(begin)

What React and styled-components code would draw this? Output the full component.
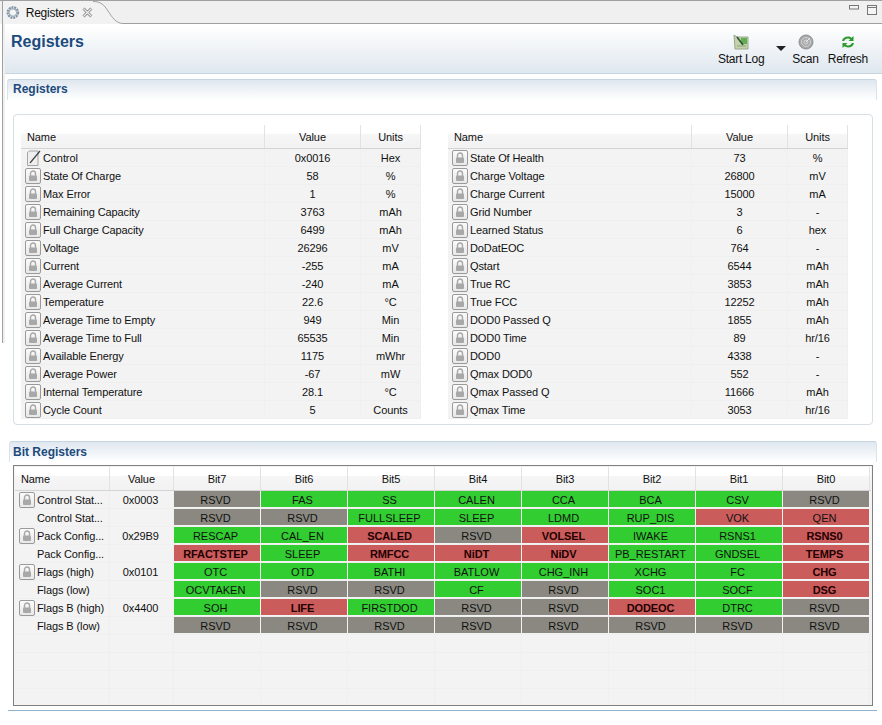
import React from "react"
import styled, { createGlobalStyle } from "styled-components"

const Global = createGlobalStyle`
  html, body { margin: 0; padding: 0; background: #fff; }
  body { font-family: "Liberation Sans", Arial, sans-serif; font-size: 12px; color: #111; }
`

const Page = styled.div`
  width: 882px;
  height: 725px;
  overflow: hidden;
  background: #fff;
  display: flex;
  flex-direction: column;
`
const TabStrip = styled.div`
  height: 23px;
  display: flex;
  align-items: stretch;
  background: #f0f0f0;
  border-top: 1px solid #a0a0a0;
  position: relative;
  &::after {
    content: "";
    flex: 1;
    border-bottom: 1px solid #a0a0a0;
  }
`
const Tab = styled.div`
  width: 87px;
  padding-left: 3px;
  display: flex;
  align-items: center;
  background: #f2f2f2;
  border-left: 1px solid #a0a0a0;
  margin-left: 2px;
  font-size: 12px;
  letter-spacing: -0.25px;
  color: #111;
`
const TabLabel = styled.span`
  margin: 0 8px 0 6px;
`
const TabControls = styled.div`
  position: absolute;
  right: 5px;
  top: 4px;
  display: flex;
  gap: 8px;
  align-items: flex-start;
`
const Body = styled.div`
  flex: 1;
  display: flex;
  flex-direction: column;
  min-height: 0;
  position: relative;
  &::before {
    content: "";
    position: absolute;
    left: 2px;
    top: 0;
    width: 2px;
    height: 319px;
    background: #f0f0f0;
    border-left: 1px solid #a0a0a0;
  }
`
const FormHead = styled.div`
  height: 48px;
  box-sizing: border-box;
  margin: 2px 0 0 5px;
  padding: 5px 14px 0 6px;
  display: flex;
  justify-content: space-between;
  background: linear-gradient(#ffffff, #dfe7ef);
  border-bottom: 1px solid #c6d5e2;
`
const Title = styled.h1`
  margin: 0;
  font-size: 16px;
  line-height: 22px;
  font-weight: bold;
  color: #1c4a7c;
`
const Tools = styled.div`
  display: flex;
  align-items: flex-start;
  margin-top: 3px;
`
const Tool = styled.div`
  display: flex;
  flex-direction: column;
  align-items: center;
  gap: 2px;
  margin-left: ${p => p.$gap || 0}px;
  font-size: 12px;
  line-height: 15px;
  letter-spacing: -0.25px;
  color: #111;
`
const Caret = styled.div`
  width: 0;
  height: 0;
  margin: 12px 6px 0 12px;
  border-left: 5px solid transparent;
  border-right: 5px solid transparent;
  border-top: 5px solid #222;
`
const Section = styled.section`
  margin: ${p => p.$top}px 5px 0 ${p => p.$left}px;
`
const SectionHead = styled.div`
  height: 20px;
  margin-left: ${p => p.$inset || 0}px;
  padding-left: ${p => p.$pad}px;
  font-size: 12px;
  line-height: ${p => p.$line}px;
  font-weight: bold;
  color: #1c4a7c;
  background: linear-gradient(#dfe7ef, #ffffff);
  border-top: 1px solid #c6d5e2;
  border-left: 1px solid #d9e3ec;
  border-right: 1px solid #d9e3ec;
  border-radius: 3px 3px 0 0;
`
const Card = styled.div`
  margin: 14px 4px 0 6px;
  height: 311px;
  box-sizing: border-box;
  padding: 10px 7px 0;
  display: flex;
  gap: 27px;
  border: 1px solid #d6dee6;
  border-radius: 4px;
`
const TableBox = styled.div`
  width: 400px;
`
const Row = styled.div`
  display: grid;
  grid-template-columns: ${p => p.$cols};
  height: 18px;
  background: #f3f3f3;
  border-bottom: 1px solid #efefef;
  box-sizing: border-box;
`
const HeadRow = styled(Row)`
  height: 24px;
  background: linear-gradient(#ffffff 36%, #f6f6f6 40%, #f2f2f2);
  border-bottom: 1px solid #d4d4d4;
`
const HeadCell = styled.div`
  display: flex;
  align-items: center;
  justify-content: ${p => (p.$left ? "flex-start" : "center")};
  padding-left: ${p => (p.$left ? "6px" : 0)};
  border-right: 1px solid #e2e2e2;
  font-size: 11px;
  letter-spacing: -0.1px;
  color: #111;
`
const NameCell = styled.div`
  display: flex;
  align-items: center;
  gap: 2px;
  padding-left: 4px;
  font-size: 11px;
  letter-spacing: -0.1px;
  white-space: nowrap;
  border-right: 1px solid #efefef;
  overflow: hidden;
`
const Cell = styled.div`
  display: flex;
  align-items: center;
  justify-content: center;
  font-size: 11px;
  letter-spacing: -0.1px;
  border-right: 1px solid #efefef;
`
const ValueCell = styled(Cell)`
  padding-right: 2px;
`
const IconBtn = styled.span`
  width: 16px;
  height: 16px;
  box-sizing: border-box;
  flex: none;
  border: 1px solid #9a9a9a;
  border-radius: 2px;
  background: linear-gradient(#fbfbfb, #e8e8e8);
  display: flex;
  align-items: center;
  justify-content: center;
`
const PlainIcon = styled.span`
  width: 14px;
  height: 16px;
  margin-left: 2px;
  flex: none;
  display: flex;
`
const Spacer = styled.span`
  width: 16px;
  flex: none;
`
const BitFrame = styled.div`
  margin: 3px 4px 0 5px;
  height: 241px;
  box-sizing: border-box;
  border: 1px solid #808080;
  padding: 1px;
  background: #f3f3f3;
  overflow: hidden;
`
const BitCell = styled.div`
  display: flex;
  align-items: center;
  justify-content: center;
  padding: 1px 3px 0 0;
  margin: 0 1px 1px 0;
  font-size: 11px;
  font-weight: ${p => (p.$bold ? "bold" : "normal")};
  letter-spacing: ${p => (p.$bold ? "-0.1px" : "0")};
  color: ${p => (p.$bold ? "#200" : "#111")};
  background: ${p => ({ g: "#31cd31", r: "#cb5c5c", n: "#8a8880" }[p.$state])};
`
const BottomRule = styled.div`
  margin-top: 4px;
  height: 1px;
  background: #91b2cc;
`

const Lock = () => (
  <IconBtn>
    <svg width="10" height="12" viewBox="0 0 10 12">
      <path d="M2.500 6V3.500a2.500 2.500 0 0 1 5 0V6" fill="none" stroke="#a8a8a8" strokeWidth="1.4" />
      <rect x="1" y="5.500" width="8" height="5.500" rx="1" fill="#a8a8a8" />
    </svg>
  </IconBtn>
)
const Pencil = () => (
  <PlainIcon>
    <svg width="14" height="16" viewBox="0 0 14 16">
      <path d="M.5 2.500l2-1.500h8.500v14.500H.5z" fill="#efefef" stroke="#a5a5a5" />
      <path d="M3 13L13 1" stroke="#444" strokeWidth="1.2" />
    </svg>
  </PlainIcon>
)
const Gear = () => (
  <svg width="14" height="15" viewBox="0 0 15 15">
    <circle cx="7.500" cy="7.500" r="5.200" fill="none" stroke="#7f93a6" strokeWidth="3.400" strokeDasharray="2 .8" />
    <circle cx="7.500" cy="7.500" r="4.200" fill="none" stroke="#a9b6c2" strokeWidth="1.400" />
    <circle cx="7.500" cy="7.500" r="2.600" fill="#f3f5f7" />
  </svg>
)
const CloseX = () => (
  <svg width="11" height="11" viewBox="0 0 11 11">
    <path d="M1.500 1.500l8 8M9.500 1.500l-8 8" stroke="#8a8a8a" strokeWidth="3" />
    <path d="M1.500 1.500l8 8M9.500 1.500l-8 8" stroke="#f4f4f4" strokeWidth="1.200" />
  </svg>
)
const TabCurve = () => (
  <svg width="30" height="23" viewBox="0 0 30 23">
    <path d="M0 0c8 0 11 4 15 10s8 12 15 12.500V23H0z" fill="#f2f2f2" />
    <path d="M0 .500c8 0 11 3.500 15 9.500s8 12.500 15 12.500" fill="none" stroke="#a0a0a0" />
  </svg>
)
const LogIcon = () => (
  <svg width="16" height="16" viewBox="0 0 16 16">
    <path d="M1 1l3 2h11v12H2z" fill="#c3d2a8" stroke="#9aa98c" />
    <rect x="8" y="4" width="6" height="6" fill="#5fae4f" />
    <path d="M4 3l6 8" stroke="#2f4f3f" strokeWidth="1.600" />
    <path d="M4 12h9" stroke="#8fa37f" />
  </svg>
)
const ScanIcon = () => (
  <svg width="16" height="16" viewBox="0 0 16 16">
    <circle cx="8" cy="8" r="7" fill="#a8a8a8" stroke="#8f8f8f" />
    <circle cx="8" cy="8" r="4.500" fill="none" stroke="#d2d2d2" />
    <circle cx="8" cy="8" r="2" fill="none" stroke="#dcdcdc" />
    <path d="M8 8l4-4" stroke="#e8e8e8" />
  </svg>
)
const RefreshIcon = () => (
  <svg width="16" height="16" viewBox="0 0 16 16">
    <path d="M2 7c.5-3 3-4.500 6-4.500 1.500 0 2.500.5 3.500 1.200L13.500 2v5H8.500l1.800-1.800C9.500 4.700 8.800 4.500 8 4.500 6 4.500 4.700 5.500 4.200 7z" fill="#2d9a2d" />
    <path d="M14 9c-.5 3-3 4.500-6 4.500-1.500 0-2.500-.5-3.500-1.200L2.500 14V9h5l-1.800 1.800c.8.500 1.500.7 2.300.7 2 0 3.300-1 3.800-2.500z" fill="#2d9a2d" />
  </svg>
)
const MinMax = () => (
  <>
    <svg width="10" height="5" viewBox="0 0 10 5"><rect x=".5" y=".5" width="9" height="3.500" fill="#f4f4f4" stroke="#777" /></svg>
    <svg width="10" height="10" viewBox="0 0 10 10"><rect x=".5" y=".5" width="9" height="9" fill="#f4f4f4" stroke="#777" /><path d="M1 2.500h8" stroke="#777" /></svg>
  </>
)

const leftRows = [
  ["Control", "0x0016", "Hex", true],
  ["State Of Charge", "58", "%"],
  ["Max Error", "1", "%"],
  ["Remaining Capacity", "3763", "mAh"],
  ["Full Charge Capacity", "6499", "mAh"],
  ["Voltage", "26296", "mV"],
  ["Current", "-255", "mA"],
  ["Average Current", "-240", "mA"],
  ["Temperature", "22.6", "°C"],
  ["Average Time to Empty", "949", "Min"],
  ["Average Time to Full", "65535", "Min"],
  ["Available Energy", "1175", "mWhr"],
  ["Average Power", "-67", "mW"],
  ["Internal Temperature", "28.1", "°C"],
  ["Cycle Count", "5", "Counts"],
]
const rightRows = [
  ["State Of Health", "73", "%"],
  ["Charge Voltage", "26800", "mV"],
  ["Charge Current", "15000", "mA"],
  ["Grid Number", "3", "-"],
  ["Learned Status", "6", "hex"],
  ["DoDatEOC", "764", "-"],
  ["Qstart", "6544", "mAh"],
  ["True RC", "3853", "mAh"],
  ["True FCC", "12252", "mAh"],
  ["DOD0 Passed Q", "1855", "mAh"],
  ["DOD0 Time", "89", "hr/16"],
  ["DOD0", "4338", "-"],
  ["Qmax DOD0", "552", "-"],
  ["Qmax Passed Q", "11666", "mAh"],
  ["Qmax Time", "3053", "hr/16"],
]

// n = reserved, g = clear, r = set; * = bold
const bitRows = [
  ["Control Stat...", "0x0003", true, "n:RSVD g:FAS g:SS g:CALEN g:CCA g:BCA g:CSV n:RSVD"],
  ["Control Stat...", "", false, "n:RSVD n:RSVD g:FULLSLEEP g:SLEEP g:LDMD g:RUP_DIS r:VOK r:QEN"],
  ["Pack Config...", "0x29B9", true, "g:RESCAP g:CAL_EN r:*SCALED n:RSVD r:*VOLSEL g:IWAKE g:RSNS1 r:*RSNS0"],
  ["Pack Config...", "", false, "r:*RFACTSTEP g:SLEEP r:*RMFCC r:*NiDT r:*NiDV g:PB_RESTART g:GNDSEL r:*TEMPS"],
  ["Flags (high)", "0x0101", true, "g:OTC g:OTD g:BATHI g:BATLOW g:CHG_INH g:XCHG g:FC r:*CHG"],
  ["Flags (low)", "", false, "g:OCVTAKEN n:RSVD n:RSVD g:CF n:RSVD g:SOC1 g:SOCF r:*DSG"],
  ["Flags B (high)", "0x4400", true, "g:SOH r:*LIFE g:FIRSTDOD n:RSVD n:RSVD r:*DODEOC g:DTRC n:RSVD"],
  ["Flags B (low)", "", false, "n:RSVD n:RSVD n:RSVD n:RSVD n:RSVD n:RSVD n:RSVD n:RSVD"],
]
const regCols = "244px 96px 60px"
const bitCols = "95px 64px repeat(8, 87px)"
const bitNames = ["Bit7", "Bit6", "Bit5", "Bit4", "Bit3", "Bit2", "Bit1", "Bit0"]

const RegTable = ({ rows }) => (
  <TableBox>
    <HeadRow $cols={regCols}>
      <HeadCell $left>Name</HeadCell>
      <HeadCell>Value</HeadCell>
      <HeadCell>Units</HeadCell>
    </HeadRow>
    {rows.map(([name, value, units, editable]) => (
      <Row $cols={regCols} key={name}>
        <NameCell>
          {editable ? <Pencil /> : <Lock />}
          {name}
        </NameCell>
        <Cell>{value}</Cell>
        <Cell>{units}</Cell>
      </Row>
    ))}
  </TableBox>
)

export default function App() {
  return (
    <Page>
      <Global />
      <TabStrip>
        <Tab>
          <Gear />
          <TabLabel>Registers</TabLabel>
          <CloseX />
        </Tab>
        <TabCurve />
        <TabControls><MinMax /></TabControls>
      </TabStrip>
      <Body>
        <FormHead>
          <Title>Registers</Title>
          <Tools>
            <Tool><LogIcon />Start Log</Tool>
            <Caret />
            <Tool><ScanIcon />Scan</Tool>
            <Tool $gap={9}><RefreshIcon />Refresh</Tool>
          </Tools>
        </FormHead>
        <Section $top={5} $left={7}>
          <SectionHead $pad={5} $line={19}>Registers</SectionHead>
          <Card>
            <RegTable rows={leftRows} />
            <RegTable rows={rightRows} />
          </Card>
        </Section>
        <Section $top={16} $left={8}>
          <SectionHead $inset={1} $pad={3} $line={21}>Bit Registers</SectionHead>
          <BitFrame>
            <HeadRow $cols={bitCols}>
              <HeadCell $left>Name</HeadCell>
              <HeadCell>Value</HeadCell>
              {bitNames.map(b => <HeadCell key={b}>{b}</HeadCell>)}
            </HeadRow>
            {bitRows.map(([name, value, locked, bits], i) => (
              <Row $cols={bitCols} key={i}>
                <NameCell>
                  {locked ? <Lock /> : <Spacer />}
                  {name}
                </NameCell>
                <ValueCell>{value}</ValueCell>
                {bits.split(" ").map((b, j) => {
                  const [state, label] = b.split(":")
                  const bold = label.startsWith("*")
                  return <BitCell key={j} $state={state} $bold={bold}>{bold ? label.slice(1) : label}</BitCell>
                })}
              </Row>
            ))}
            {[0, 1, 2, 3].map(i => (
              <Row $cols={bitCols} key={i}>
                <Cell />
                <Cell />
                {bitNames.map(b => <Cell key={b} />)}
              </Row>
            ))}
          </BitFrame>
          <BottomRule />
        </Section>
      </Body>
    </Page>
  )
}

(end)
(begin)

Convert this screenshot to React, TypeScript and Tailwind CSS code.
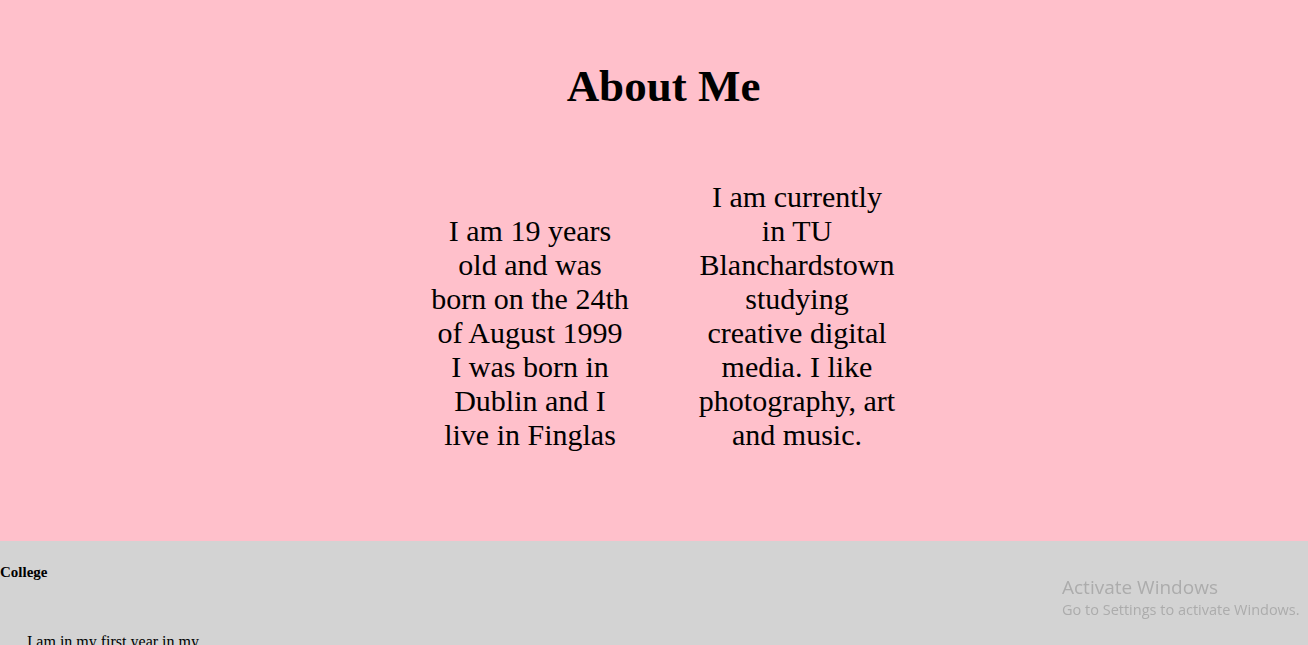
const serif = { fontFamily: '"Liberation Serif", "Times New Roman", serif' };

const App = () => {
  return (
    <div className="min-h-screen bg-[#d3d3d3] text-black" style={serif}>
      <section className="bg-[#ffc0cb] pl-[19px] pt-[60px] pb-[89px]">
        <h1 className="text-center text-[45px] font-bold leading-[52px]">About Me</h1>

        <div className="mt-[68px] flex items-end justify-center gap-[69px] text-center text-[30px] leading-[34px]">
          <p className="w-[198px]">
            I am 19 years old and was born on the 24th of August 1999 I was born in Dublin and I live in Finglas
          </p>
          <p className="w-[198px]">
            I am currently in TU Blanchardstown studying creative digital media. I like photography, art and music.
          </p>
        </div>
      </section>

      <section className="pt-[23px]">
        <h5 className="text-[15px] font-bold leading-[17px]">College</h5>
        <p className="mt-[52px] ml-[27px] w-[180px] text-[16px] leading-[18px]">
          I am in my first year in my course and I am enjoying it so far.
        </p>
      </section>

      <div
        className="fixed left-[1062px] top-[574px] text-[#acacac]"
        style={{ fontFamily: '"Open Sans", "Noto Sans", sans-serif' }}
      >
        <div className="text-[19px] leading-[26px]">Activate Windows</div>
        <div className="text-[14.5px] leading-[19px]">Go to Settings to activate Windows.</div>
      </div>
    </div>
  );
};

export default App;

(end)
(begin)

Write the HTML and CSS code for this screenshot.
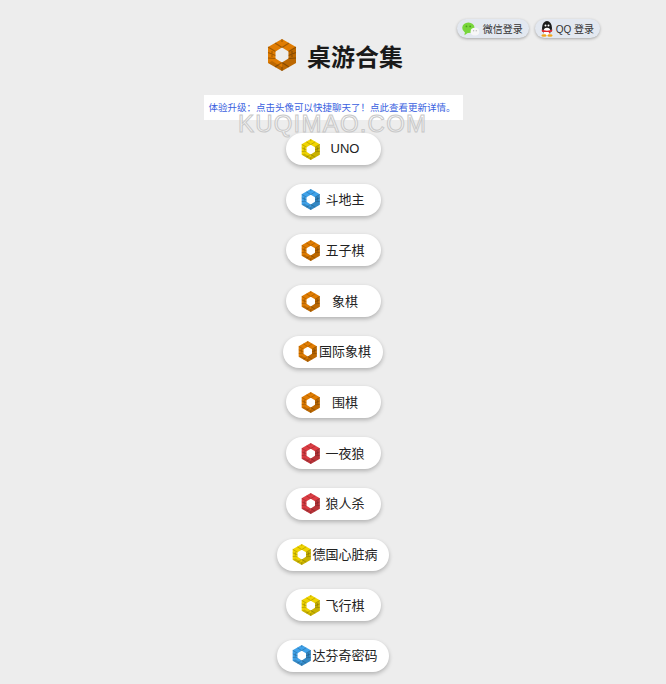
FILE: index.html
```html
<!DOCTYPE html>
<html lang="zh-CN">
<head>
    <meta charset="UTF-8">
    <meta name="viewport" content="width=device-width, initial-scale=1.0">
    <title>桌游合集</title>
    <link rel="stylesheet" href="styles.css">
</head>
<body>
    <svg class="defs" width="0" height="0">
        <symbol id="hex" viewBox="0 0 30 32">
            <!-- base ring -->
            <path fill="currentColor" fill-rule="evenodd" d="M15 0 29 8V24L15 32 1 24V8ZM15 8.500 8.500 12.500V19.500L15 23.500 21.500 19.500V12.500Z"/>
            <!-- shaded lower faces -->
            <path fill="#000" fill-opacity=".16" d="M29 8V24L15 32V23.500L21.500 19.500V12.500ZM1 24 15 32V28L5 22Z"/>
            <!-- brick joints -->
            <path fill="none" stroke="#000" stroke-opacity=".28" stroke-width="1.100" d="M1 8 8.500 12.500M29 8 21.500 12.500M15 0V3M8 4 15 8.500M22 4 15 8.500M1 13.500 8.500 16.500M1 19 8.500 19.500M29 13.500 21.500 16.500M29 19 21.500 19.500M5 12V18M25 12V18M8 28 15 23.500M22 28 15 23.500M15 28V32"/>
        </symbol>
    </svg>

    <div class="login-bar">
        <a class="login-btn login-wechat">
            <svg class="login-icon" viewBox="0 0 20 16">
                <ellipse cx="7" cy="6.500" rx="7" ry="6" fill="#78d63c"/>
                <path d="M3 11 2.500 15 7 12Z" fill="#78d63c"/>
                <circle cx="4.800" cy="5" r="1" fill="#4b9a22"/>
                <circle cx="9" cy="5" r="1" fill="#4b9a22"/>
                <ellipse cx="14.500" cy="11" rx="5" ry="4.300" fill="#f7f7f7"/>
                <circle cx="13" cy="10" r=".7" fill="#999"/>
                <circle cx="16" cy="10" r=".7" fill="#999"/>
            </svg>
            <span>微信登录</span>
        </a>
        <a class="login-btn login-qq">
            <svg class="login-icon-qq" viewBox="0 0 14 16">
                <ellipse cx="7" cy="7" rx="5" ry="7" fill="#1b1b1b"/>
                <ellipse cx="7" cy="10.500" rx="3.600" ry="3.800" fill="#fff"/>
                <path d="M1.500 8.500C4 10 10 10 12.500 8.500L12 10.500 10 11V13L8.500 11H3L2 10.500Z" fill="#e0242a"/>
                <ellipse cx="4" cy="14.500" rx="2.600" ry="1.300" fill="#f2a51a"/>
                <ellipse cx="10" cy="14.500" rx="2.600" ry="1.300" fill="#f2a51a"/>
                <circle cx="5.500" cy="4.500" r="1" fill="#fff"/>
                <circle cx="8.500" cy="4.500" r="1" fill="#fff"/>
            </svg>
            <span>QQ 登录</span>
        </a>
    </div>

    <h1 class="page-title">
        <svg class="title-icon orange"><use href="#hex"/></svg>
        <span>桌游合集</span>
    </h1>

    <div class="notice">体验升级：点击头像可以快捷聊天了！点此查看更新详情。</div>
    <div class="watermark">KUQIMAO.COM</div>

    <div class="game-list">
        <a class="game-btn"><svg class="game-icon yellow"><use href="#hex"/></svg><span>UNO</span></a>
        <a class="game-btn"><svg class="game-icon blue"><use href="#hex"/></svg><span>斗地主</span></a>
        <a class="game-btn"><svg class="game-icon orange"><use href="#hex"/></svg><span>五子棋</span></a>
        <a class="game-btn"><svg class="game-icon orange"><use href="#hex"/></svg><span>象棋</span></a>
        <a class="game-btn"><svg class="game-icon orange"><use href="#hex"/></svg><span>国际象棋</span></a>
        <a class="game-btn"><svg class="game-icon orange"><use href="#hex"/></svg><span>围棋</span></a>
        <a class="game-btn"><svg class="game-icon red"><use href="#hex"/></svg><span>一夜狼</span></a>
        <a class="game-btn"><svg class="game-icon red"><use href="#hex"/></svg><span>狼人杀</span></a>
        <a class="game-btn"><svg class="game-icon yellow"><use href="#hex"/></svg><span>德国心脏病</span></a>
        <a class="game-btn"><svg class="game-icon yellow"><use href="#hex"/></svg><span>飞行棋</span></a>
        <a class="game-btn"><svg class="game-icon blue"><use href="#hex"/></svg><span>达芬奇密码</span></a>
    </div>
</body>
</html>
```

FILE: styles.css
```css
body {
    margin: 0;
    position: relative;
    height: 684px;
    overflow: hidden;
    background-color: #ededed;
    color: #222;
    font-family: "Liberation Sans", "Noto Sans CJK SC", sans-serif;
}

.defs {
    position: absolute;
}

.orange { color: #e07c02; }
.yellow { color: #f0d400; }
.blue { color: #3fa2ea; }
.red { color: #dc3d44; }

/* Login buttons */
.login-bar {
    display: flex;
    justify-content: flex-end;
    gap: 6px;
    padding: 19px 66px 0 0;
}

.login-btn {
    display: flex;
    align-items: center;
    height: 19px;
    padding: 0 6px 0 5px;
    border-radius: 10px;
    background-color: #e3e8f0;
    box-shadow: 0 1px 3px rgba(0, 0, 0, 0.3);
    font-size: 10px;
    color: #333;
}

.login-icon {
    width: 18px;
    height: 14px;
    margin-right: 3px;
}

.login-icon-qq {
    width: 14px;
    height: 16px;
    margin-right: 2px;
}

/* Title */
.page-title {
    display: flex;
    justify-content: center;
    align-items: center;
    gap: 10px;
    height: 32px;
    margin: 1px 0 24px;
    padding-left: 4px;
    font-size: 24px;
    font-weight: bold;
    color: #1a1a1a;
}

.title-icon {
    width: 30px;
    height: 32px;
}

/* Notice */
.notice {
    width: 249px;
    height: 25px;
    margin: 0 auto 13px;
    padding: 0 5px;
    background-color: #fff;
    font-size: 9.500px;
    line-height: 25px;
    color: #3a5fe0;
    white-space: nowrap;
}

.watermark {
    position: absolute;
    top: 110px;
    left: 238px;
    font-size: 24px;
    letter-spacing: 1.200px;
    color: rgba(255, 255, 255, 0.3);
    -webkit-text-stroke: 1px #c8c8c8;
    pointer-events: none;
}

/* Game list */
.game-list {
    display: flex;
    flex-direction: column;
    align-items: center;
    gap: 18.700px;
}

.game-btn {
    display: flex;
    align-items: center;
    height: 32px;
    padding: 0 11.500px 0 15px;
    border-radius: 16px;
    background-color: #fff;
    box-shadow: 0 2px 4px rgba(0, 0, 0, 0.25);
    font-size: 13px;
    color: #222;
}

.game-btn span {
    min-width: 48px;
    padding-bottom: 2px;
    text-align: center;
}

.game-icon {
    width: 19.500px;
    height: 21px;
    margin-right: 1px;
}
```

(end)

EXERCISE DETAILS:
Count the lines that hold the string "screenshot" and state that number alone.

EXERCISE RESULT:
2